Suggesting that disruption/dissolution is anything less, only places blame on the child. And let me be very clear to anyone reading this and considering the stories of “kids too out of control” or “dangerous.” It is not the child’s fault or decision to be “re-homed” or placed into the world of adoption to begin with. Why should a child trust an adult after multiple placements? Who gave an adult the right to claim instant obedience, gratefulness and attachment over any other human being, let alone one who has experienced the trauma of abandonment, institutionalization, abuse and neglect? When unrealistic expectations (usually connected to a parent’s motivation to adopt) and fantasies overshadow the needs of the child without professional help and intervention, things will start to go bad.
This is the dark side of adoption that people rarely mentioned, and one that is typically pushed to the outer fringes in the adoption community for obvious reasons. There are many different players. And, like any other aspect of adoption, child welfare and placement is extremely complex, messy and a legal nightmare, not to mention the emotional and psychological fall-out. So, let’s not sugarcoat this practice because there is no way to “nice up” legal abandonment – and sometimes illegal abandonment. One of the most troubling cases in my past was when an adoptive parent abandoned their child back to the birth country at a very young age (this never hit the media). What was more disturbing and downright frustrating was watching all of the other adults scatter to avoid liability. However, I have also witnessed the power of redemption and true commitment following an adoption dissolution when another family stepped up to a very difficult situation when no one else would.
In my podcast this week with Kevin, I will further discuss adoption disruption/dissolution. There is an entire movement behind “re-homing” that involves private agencies, facilitators, adoption professionals, counselors, adoptive parent networks, attorneys, court systems, and places of worship, in particular branches of the evangelical movement.

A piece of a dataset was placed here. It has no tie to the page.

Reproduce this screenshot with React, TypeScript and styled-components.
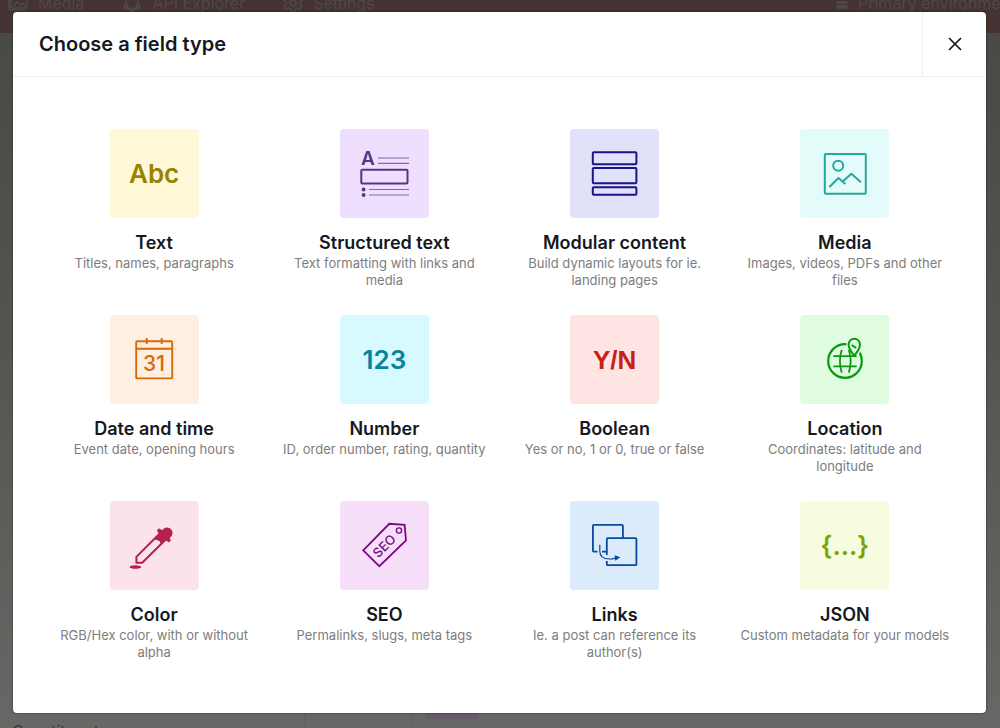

It remains unregulated and underreported for a variety of reasons. It is not limited to international adoption, but permeates all forms of adoptive placement. What I will discus in the podcast is not to satiate anyone or anything, but shed light on a practice that has been going on for some time. The conversation will not be comfortable. It will be messy, complex, and controversial. I will not suggest ending adoption or banning it altogether because I think that would be equally reckless, but I will discuss the need for awareness, education, regulation and accountability for all involved.